**Material:**

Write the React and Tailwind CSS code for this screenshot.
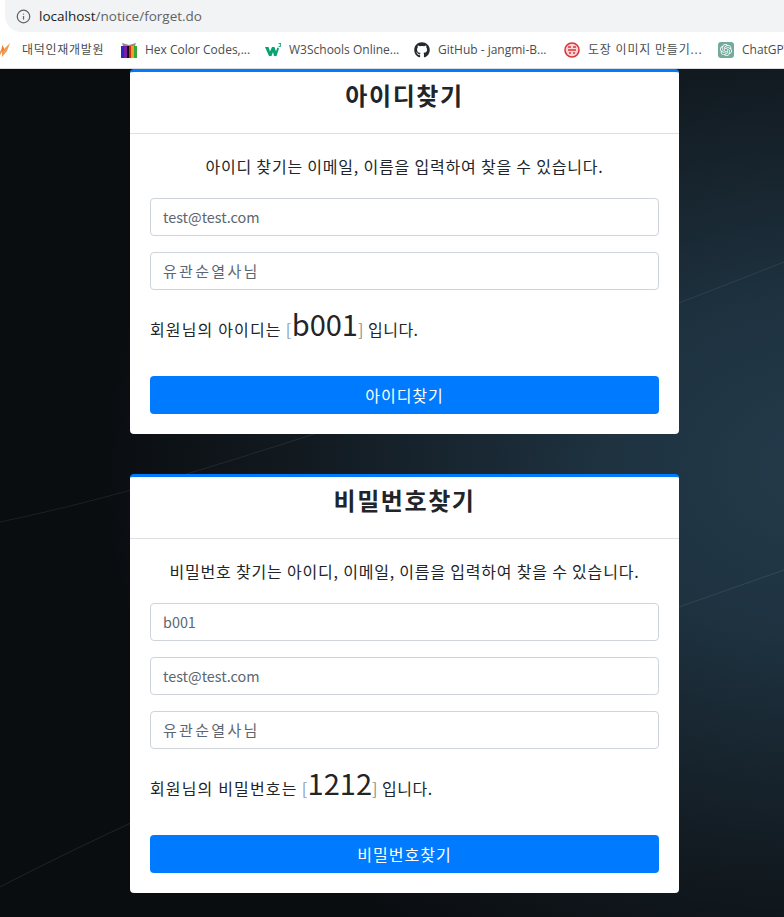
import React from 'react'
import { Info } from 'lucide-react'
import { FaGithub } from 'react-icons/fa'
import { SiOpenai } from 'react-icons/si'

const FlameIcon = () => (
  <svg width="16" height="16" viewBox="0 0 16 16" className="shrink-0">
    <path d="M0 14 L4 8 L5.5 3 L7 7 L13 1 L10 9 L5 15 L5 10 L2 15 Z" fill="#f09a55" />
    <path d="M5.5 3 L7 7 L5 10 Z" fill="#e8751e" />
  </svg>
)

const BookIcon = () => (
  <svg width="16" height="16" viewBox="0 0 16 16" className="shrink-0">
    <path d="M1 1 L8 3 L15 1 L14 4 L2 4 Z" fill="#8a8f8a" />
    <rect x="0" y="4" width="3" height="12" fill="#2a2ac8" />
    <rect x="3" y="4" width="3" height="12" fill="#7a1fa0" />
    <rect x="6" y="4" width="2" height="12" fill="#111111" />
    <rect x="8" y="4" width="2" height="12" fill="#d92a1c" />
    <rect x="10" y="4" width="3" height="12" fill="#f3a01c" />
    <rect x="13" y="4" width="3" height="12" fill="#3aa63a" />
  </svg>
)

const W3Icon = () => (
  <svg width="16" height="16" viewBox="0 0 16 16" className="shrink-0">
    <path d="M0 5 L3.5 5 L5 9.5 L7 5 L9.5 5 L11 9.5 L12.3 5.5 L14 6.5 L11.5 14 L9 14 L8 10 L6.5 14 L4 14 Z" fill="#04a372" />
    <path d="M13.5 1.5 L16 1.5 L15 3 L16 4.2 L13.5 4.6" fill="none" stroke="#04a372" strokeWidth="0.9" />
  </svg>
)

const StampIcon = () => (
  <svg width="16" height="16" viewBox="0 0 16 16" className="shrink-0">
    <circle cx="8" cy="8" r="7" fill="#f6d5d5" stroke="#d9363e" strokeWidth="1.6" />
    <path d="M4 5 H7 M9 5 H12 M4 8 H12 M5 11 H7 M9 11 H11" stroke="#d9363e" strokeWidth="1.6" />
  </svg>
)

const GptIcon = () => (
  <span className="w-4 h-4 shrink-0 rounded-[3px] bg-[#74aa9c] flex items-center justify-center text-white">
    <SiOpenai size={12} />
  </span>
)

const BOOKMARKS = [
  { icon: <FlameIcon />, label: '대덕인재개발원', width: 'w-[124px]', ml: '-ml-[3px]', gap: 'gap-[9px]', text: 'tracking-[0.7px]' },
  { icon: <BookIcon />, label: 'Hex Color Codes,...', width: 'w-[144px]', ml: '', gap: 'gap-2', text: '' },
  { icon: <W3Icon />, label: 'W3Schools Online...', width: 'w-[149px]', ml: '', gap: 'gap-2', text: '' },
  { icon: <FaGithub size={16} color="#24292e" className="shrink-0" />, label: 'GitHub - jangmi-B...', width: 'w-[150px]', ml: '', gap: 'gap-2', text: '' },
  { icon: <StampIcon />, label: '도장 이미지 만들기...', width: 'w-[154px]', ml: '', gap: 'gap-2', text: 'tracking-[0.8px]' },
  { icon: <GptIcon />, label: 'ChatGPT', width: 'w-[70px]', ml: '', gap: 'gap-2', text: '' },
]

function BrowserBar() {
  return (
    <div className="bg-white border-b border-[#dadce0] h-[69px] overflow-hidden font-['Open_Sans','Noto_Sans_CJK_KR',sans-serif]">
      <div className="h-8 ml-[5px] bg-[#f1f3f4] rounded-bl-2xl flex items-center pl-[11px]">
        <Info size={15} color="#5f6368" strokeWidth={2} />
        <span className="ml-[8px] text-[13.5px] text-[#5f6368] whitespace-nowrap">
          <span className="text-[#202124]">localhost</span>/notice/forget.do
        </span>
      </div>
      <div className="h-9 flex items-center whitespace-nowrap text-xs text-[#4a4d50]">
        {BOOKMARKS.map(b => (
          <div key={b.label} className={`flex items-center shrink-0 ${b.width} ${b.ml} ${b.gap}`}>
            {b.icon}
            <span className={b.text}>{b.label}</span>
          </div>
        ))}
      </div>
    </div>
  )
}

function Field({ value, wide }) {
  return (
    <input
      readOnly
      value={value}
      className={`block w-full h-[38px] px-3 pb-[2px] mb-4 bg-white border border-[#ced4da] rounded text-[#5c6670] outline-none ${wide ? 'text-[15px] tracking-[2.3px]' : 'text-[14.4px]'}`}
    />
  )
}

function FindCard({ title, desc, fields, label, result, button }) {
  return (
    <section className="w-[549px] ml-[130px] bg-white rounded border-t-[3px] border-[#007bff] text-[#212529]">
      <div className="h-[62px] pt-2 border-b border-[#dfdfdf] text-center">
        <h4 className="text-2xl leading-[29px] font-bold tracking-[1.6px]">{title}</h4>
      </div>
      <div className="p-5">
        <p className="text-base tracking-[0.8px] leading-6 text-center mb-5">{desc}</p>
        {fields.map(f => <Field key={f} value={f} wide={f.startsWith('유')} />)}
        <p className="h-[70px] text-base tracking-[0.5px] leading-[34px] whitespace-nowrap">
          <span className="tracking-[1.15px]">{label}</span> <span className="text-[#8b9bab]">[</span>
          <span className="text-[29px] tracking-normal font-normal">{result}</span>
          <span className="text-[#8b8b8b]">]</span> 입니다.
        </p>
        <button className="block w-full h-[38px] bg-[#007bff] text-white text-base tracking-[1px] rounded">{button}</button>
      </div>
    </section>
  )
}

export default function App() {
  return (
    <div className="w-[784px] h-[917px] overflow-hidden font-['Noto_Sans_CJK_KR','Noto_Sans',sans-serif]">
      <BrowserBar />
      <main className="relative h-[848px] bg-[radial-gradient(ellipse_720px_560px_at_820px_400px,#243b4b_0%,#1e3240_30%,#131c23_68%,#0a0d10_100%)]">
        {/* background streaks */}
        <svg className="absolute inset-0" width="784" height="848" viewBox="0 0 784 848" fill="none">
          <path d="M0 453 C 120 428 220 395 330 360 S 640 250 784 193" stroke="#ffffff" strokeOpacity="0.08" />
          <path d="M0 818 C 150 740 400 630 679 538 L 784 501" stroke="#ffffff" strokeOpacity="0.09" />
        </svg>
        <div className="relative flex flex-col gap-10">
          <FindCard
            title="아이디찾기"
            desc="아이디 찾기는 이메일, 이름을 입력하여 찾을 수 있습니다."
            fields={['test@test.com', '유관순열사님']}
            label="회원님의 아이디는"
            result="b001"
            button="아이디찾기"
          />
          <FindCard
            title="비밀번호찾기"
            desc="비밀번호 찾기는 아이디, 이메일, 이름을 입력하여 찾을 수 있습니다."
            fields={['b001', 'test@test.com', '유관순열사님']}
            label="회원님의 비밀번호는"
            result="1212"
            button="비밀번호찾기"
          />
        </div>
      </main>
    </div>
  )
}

**Instructions to follow:**
Go through the listing above and quote it exactly, apart from its images.

**Output:**
Write the React and Tailwind CSS code for this screenshot.
import React from 'react'
import { Info } from 'lucide-react'
import { FaGithub } from 'react-icons/fa'
import { SiOpenai } from 'react-icons/si'

const FlameIcon = () => (
  <svg width="16" height="16" viewBox="0 0 16 16" className="shrink-0">
    <path d="M0 14 L4 8 L5.5 3 L7 7 L13 1 L10 9 L5 15 L5 10 L2 15 Z" fill="#f09a55" />
    <path d="M5.5 3 L7 7 L5 10 Z" fill="#e8751e" />
  </svg>
)

const BookIcon = () => (
  <svg width="16" height="16" viewBox="0 0 16 16" className="shrink-0">
    <path d="M1 1 L8 3 L15 1 L14 4 L2 4 Z" fill="#8a8f8a" />
    <rect x="0" y="4" width="3" height="12" fill="#2a2ac8" />
    <rect x="3" y="4" width="3" height="12" fill="#7a1fa0" />
    <rect x="6" y="4" width="2" height="12" fill="#111111" />
    <rect x="8" y="4" width="2" height="12" fill="#d92a1c" />
    <rect x="10" y="4" width="3" height="12" fill="#f3a01c" />
    <rect x="13" y="4" width="3" height="12" fill="#3aa63a" />
  </svg>
)

const W3Icon = () => (
  <svg width="16" height="16" viewBox="0 0 16 16" className="shrink-0">
    <path d="M0 5 L3.5 5 L5 9.5 L7 5 L9.5 5 L11 9.5 L12.3 5.5 L14 6.5 L11.5 14 L9 14 L8 10 L6.5 14 L4 14 Z" fill="#04a372" />
    <path d="M13.5 1.5 L16 1.5 L15 3 L16 4.2 L13.5 4.6" fill="none" stroke="#04a372" strokeWidth="0.9" />
  </svg>
)

const StampIcon = () => (
  <svg width="16" height="16" viewBox="0 0 16 16" className="shrink-0">
    <circle cx="8" cy="8" r="7" fill="#f6d5d5" stroke="#d9363e" strokeWidth="1.6" />
    <path d="M4 5 H7 M9 5 H12 M4 8 H12 M5 11 H7 M9 11 H11" stroke="#d9363e" strokeWidth="1.6" />
  </svg>
)

const GptIcon = () => (
  <span className="w-4 h-4 shrink-0 rounded-[3px] bg-[#74aa9c] flex items-center justify-center text-white">
    <SiOpenai size={12} />
  </span>
)

const BOOKMARKS = [
  { icon: <FlameIcon />, label: '대덕인재개발원', width: 'w-[124px]', ml: '-ml-[3px]', gap: 'gap-[9px]', text: 'tracking-[0.7px]' },
  { icon: <BookIcon />, label: 'Hex Color Codes,...', width: 'w-[144px]', ml: '', gap: 'gap-2', text: '' },
  { icon: <W3Icon />, label: 'W3Schools Online...', width: 'w-[149px]', ml: '', gap: 'gap-2', text: '' },
  { icon: <FaGithub size={16} color="#24292e" className="shrink-0" />, label: 'GitHub - jangmi-B...', width: 'w-[150px]', ml: '', gap: 'gap-2', text: '' },
  { icon: <StampIcon />, label: '도장 이미지 만들기...', width: 'w-[154px]', ml: '', gap: 'gap-2', text: 'tracking-[0.8px]' },
  { icon: <GptIcon />, label: 'ChatGPT', width: 'w-[70px]', ml: '', gap: 'gap-2', text: '' },
]

function BrowserBar() {
  return (
    <div className="bg-white border-b border-[#dadce0] h-[69px] overflow-hidden font-['Open_Sans','Noto_Sans_CJK_KR',sans-serif]">
      <div className="h-8 ml-[5px] bg-[#f1f3f4] rounded-bl-2xl flex items-center pl-[11px]">
        <Info size={15} color="#5f6368" strokeWidth={2} />
        <span className="ml-[8px] text-[13.5px] text-[#5f6368] whitespace-nowrap">
          <span className="text-[#202124]">localhost</span>/notice/forget.do
        </span>
      </div>
      <div className="h-9 flex items-center whitespace-nowrap text-xs text-[#4a4d50]">
        {BOOKMARKS.map(b => (
          <div key={b.label} className={`flex items-center shrink-0 ${b.width} ${b.ml} ${b.gap}`}>
            {b.icon}
            <span className={b.text}>{b.label}</span>
          </div>
        ))}
      </div>
    </div>
  )
}

function Field({ value, wide }) {
  return (
    <input
      readOnly
      value={value}
      className={`block w-full h-[38px] px-3 pb-[2px] mb-4 bg-white border border-[#ced4da] rounded text-[#5c6670] outline-none ${wide ? 'text-[15px] tracking-[2.3px]' : 'text-[14.4px]'}`}
    />
  )
}

function FindCard({ title, desc, fields, label, result, button }) {
  return (
    <section className="w-[549px] ml-[130px] bg-white rounded border-t-[3px] border-[#007bff] text-[#212529]">
      <div className="h-[62px] pt-2 border-b border-[#dfdfdf] text-center">
        <h4 className="text-2xl leading-[29px] font-bold tracking-[1.6px]">{title}</h4>
      </div>
      <div className="p-5">
        <p className="text-base tracking-[0.8px] leading-6 text-center mb-5">{desc}</p>
        {fields.map(f => <Field key={f} value={f} wide={f.startsWith('유')} />)}
        <p className="h-[70px] text-base tracking-[0.5px] leading-[34px] whitespace-nowrap">
          <span className="tracking-[1.15px]">{label}</span> <span className="text-[#8b9bab]">[</span>
          <span className="text-[29px] tracking-normal font-normal">{result}</span>
          <span className="text-[#8b8b8b]">]</span> 입니다.
        </p>
        <button className="block w-full h-[38px] bg-[#007bff] text-white text-base tracking-[1px] rounded">{button}</button>
      </div>
    </section>
  )
}

export default function App() {
  return (
    <div className="w-[784px] h-[917px] overflow-hidden font-['Noto_Sans_CJK_KR','Noto_Sans',sans-serif]">
      <BrowserBar />
      <main className="relative h-[848px] bg-[radial-gradient(ellipse_720px_560px_at_820px_400px,#243b4b_0%,#1e3240_30%,#131c23_68%,#0a0d10_100%)]">
        {/* background streaks */}
        <svg className="absolute inset-0" width="784" height="848" viewBox="0 0 784 848" fill="none">
          <path d="M0 453 C 120 428 220 395 330 360 S 640 250 784 193" stroke="#ffffff" strokeOpacity="0.08" />
          <path d="M0 818 C 150 740 400 630 679 538 L 784 501" stroke="#ffffff" strokeOpacity="0.09" />
        </svg>
        <div className="relative flex flex-col gap-10">
          <FindCard
            title="아이디찾기"
            desc="아이디 찾기는 이메일, 이름을 입력하여 찾을 수 있습니다."
            fields={['test@test.com', '유관순열사님']}
            label="회원님의 아이디는"
            result="b001"
            button="아이디찾기"
          />
          <FindCard
            title="비밀번호찾기"
            desc="비밀번호 찾기는 아이디, 이메일, 이름을 입력하여 찾을 수 있습니다."
            fields={['b001', 'test@test.com', '유관순열사님']}
            label="회원님의 비밀번호는"
            result="1212"
            button="비밀번호찾기"
          />
        </div>
      </main>
    </div>
  )
}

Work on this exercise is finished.